Eight years after my first animation attempt, with 4+ years in pharmacy school as an interruption, I made use of my attic apartment in southeast Michigan as a re-training ground. At night, I filled prescriptions for the nocturnal wanderers of the area, and for a few hours during the day, until I couldn't stand the movie lights, I held 1200 drawings in place with a wood frame and masking tape as a guide. Rotoscoping was accomplished by a mirror reflecting a short film clip, projected from beneath onto a frosted glass pane. Then to the lab, then to view, then to edit, then to the lab again for a soundstripe addition, then to ... you know the drill if you've tried this with 8mm film.
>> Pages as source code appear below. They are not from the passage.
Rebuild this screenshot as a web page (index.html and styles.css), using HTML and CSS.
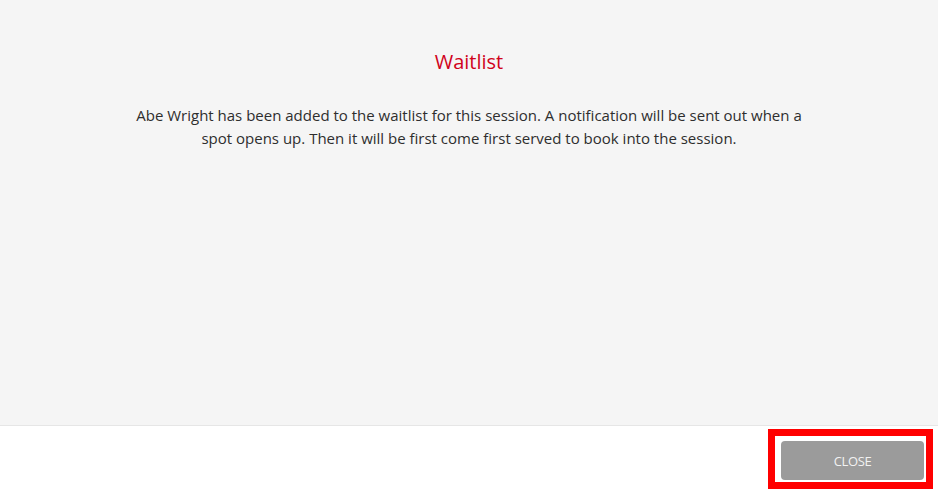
FILE: index.html
```html
<!DOCTYPE html>
<html>
<head>
<meta charset="utf-8">
<link rel="stylesheet" href="styles.css">
</head>
<body>
<div class="modal">
  <div class="modal-body">
    <h2 class="modal-title">Waitlist</h2>
    <p class="modal-text">Abe Wright has been added to the waitlist for this session. A notification will be sent out when a spot opens up. Then it will be first come first served to book into the session.</p>
  </div>
  <div class="modal-footer">
    <div class="highlight">
      <button class="btn-close">CLOSE</button>
    </div>
  </div>
</div>
</body>
</html>
```
FILE: styles.css
```css
html, body {
  margin: 0;
  padding: 0;
  background: #ffffff;
}
body {
  font-family: "Open Sans", "Noto Sans", sans-serif;
  color: #333333;
}
.modal {
  width: 938px;
  height: 493px;
  display: flex;
  flex-direction: column;
}
.modal-body {
  height: 426px;
  background: #f5f5f5;
  border-bottom: 1px solid #e6e6e6;
  box-sizing: border-box;
  padding: 48px 128px 0;
  text-align: center;
}
.modal-title {
  margin: 0;
  font-size: 20px;
  font-weight: 400;
  color: #d0021b;
  line-height: 28px;
}
.modal-text {
  margin: 28px 0 0;
  font-size: 15px;
  line-height: 23px;
  color: #2e2e2e;
}
.modal-footer {
  display: flex;
  justify-content: flex-end;
  padding: 3px 5px 0 0;
}
.highlight {
  border: 7px solid #ff0000;
  padding: 5px 2px 2px 6px;
}
.btn-close {
  width: 143px;
  height: 39px;
  border: none;
  border-radius: 4px;
  background: #9b9b9b;
  color: #f2f2f2;
  font-family: "Open Sans", "Noto Sans", sans-serif;
  font-size: 13px;
  letter-spacing: -0.4px;
  padding: 0;
}
```
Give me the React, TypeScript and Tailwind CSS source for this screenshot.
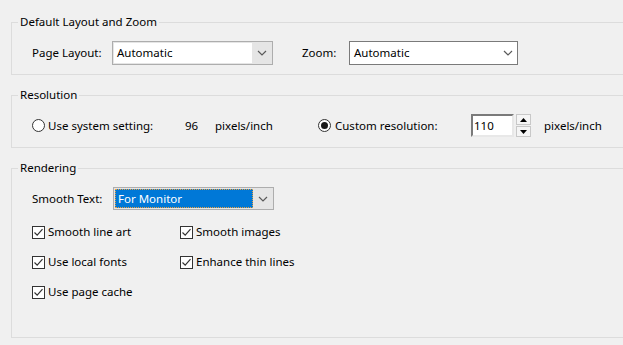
const Chevron = () => (
  <svg width="10" height="6" viewBox="0 0 10 6" className="block">
    <path d="M1 1 L5 5 L9 1" fill="none" stroke="#5a5a5a" strokeWidth="1.2" />
  </svg>
);

const Checkbox = ({ label }: { label: string }) => (
  <label className="flex items-center h-[16px]">
    <span className="w-[13px] h-[13px] border border-[#333] bg-white flex items-center justify-center">
      <svg width="11" height="11" viewBox="0 0 11 11">
        <path d="M1.5 5.5 L4.2 8.2 L9.5 2.2" fill="none" stroke="#333" strokeWidth="1.2" />
      </svg>
    </span>
    <span className="ml-[3px]">{label}</span>
  </label>
);

const Radio = ({ checked }: { checked?: boolean }) => (
  <span className="w-[13px] h-[13px] rounded-full border border-[#333] bg-white flex items-center justify-center">
    {checked && <span className="w-[7px] h-[7px] rounded-full bg-[#1a1a1a]" />}
  </span>
);

const Group = ({ title, children }: { title: string; children: React.ReactNode }) => (
  <fieldset className="border border-[#dcdcdc] ml-[11px] w-[640px] pl-[6px]">
    <legend className="px-[2px] leading-[16px]">{title}</legend>
    {children}
  </fieldset>
);

export default function App() {
  return (
    <div
      className="w-[623px] h-[345px] overflow-hidden bg-[#f0f0f0] text-[11.5px] text-black pt-[14px]"
      style={{ fontFamily: '"Noto Sans", "Liberation Sans", sans-serif' }}
    >
      <Group title="Default Layout and Zoom">
        <div className="flex items-center pl-[14px] pt-[11px] pb-[9px]">
          <span className="w-[80px]">Page Layout:</span>
          <div className="w-[161px] h-[24px] border border-[#adadad] bg-[#e5e5e5] p-[1px] flex">
            <div className="flex-1 bg-white pl-[3px] flex items-center">Automatic</div>
            <div className="w-[19px] flex items-center justify-center">
              <Chevron />
            </div>
          </div>
          <span className="ml-[29px] w-[47px]">Zoom:</span>
          <div className="w-[169px] h-[24px] border border-[#7a7a7a] bg-white flex">
            <div className="flex-1 pl-[4px] flex items-center">Automatic</div>
            <div className="w-[19px] flex items-center justify-center">
              <Chevron />
            </div>
          </div>
        </div>
      </Group>

      <div className="h-[12px]" />

      <Group title="Resolution">
        <div className="flex items-center pl-[14px] pt-[11px] pb-[10px]">
          <Radio />
          <span className="ml-[3px] w-[137px]">Use system setting:</span>
          <span className="w-[30px]">96</span>
          <span className="w-[103px]">pixels/inch</span>
          <Radio checked />
          <span className="ml-[4px] w-[136px]">Custom resolution:</span>
          <div className="w-[43px] h-[23px] border-2 border-[#7a7a7a] border-r-[#e8e8e8] border-b-[#e8e8e8] bg-white pl-[1px] flex items-center">
            110
          </div>
          <div className="ml-[2px] w-[15px] h-[23px] flex flex-col gap-[1px]">
            <div className="flex-1 border border-[#c8c8c8] bg-[#f5f5f5] flex items-center justify-center">
              <svg width="7" height="4" viewBox="0 0 7 4"><path d="M0 4 L3.5 0 L7 4 Z" fill="#000" /></svg>
            </div>
            <div className="flex-1 border border-[#c8c8c8] bg-[#f5f5f5] flex items-center justify-center">
              <svg width="7" height="4" viewBox="0 0 7 4"><path d="M0 0 L3.5 4 L7 0 Z" fill="#000" /></svg>
            </div>
          </div>
          <span className="ml-[13px]">pixels/inch</span>
        </div>
      </Group>

      <div className="h-[12px]" />

      <Group title="Rendering">
        <div className="pl-[14px] pt-[11px] h-[150px] box-content">
          <div className="flex items-center">
            <span className="w-[81px]">Smooth Text:</span>
            <div className="w-[161px] h-[23px] border border-[#adadad] bg-[#e5e5e5] p-[1px] flex">
              <div className="flex-1 bg-[#0078d7] text-white border border-dotted border-[#e8a040] pl-[2px] flex items-center">
                For Monitor
              </div>
              <div className="w-[19px] flex items-center justify-center">
                <Chevron />
              </div>
            </div>
          </div>
          <div className="mt-[14px] grid grid-cols-[148px_1fr] gap-y-[14px]">
            <Checkbox label="Smooth line art" />
            <Checkbox label="Smooth images" />
            <Checkbox label="Use local fonts" />
            <Checkbox label="Enhance thin lines" />
            <Checkbox label="Use page cache" />
          </div>
        </div>
      </Group>
    </div>
  );
}
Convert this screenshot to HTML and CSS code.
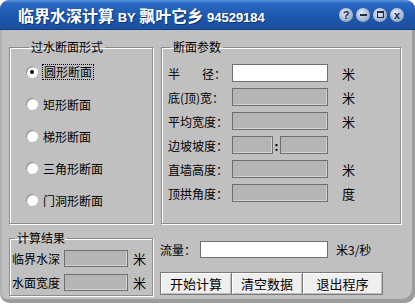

Anyway, it was all random, it was all without a storyboard but a lot of sketches, and I sent it off a year later to a couple of festivals I read about in Super 8 Filmmaker magazine, and it was graciously given recognition in Grand Rapids, Ann Arbor and Jacksonville. France's Antennae 2 included it with a student showcase for a brief moment as well.
Then an odd mold began appearing on the emulsion, and it became rather unviewable - and the soundtrack was a mix of Ellington and Henderson materials that were hardly in the public domain (things were a bit more casual in the 70s, because nobody made squat with their little films back then), and the lack of a cohesive narrative (even for me) relegated it to a storage bin while I worked on other things (and moved out of southeastern Michigan).
48 years later, I gave the mold a light scrub, sent the ruins out for a digital transfer, and edited out the more damaged portions with a different soundtrack, using an acoustic version of Petrushka from 1924 as an audio distraction.